╭─ RAW DATA
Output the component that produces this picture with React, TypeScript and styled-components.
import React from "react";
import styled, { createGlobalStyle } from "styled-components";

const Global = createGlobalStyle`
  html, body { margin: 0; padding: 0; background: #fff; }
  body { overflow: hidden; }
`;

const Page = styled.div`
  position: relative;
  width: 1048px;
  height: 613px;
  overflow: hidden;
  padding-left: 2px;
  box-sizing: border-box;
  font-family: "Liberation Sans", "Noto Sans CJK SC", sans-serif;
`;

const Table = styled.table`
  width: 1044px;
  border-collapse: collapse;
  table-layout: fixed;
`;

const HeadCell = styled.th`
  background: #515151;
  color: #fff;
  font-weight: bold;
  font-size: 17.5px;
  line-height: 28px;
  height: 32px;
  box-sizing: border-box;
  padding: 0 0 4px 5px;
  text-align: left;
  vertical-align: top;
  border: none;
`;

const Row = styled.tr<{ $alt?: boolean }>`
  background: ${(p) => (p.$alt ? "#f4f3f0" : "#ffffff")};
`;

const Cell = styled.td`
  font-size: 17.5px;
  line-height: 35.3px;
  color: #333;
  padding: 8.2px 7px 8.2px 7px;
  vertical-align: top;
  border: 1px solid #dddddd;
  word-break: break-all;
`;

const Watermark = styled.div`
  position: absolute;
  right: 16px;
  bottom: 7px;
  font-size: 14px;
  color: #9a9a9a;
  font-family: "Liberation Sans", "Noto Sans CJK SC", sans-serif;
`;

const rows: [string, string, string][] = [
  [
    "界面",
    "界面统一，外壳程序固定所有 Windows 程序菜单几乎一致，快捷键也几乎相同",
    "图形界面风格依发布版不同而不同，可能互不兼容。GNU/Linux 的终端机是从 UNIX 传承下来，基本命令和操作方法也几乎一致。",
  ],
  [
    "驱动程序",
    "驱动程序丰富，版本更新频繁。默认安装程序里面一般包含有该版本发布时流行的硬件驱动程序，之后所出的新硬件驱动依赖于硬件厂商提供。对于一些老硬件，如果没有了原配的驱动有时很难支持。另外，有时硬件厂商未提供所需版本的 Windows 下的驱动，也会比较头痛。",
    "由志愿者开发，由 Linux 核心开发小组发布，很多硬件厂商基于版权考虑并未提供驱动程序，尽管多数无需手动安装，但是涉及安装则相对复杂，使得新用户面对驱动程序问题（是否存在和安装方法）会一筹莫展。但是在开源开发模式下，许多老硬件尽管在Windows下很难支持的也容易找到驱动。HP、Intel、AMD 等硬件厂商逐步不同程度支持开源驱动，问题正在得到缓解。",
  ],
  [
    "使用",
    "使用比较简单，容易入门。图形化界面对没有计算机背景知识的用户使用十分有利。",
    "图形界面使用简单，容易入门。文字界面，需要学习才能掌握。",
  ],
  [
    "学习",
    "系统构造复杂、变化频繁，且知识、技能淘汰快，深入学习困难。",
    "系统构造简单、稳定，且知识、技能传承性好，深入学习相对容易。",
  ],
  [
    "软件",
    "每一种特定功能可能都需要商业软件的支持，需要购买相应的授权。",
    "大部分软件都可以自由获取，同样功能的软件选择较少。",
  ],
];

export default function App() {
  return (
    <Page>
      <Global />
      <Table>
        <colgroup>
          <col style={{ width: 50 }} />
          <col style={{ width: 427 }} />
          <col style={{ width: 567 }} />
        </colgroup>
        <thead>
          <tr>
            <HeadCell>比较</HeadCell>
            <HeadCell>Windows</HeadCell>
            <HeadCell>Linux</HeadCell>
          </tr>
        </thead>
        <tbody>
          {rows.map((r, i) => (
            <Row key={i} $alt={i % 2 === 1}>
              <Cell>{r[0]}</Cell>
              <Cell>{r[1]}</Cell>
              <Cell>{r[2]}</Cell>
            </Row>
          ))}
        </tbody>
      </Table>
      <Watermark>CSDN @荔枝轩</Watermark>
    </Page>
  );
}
╰─
- _AIM_
Restate the data above exactly, keeping each word as it stands.

- _FINISHED ANSWER_
Output the component that produces this picture with React, TypeScript and styled-components.
import React from "react";
import styled, { createGlobalStyle } from "styled-components";

const Global = createGlobalStyle`
  html, body { margin: 0; padding: 0; background: #fff; }
  body { overflow: hidden; }
`;

const Page = styled.div`
  position: relative;
  width: 1048px;
  height: 613px;
  overflow: hidden;
  padding-left: 2px;
  box-sizing: border-box;
  font-family: "Liberation Sans", "Noto Sans CJK SC", sans-serif;
`;

const Table = styled.table`
  width: 1044px;
  border-collapse: collapse;
  table-layout: fixed;
`;

const HeadCell = styled.th`
  background: #515151;
  color: #fff;
  font-weight: bold;
  font-size: 17.5px;
  line-height: 28px;
  height: 32px;
  box-sizing: border-box;
  padding: 0 0 4px 5px;
  text-align: left;
  vertical-align: top;
  border: none;
`;

const Row = styled.tr<{ $alt?: boolean }>`
  background: ${(p) => (p.$alt ? "#f4f3f0" : "#ffffff")};
`;

const Cell = styled.td`
  font-size: 17.5px;
  line-height: 35.3px;
  color: #333;
  padding: 8.2px 7px 8.2px 7px;
  vertical-align: top;
  border: 1px solid #dddddd;
  word-break: break-all;
`;

const Watermark = styled.div`
  position: absolute;
  right: 16px;
  bottom: 7px;
  font-size: 14px;
  color: #9a9a9a;
  font-family: "Liberation Sans", "Noto Sans CJK SC", sans-serif;
`;

const rows: [string, string, string][] = [
  [
    "界面",
    "界面统一，外壳程序固定所有 Windows 程序菜单几乎一致，快捷键也几乎相同",
    "图形界面风格依发布版不同而不同，可能互不兼容。GNU/Linux 的终端机是从 UNIX 传承下来，基本命令和操作方法也几乎一致。",
  ],
  [
    "驱动程序",
    "驱动程序丰富，版本更新频繁。默认安装程序里面一般包含有该版本发布时流行的硬件驱动程序，之后所出的新硬件驱动依赖于硬件厂商提供。对于一些老硬件，如果没有了原配的驱动有时很难支持。另外，有时硬件厂商未提供所需版本的 Windows 下的驱动，也会比较头痛。",
    "由志愿者开发，由 Linux 核心开发小组发布，很多硬件厂商基于版权考虑并未提供驱动程序，尽管多数无需手动安装，但是涉及安装则相对复杂，使得新用户面对驱动程序问题（是否存在和安装方法）会一筹莫展。但是在开源开发模式下，许多老硬件尽管在Windows下很难支持的也容易找到驱动。HP、Intel、AMD 等硬件厂商逐步不同程度支持开源驱动，问题正在得到缓解。",
  ],
  [
    "使用",
    "使用比较简单，容易入门。图形化界面对没有计算机背景知识的用户使用十分有利。",
    "图形界面使用简单，容易入门。文字界面，需要学习才能掌握。",
  ],
  [
    "学习",
    "系统构造复杂、变化频繁，且知识、技能淘汰快，深入学习困难。",
    "系统构造简单、稳定，且知识、技能传承性好，深入学习相对容易。",
  ],
  [
    "软件",
    "每一种特定功能可能都需要商业软件的支持，需要购买相应的授权。",
    "大部分软件都可以自由获取，同样功能的软件选择较少。",
  ],
];

export default function App() {
  return (
    <Page>
      <Global />
      <Table>
        <colgroup>
          <col style={{ width: 50 }} />
          <col style={{ width: 427 }} />
          <col style={{ width: 567 }} />
        </colgroup>
        <thead>
          <tr>
            <HeadCell>比较</HeadCell>
            <HeadCell>Windows</HeadCell>
            <HeadCell>Linux</HeadCell>
          </tr>
        </thead>
        <tbody>
          {rows.map((r, i) => (
            <Row key={i} $alt={i % 2 === 1}>
              <Cell>{r[0]}</Cell>
              <Cell>{r[1]}</Cell>
              <Cell>{r[2]}</Cell>
            </Row>
          ))}
        </tbody>
      </Table>
      <Watermark>CSDN @荔枝轩</Watermark>
    </Page>
  );
}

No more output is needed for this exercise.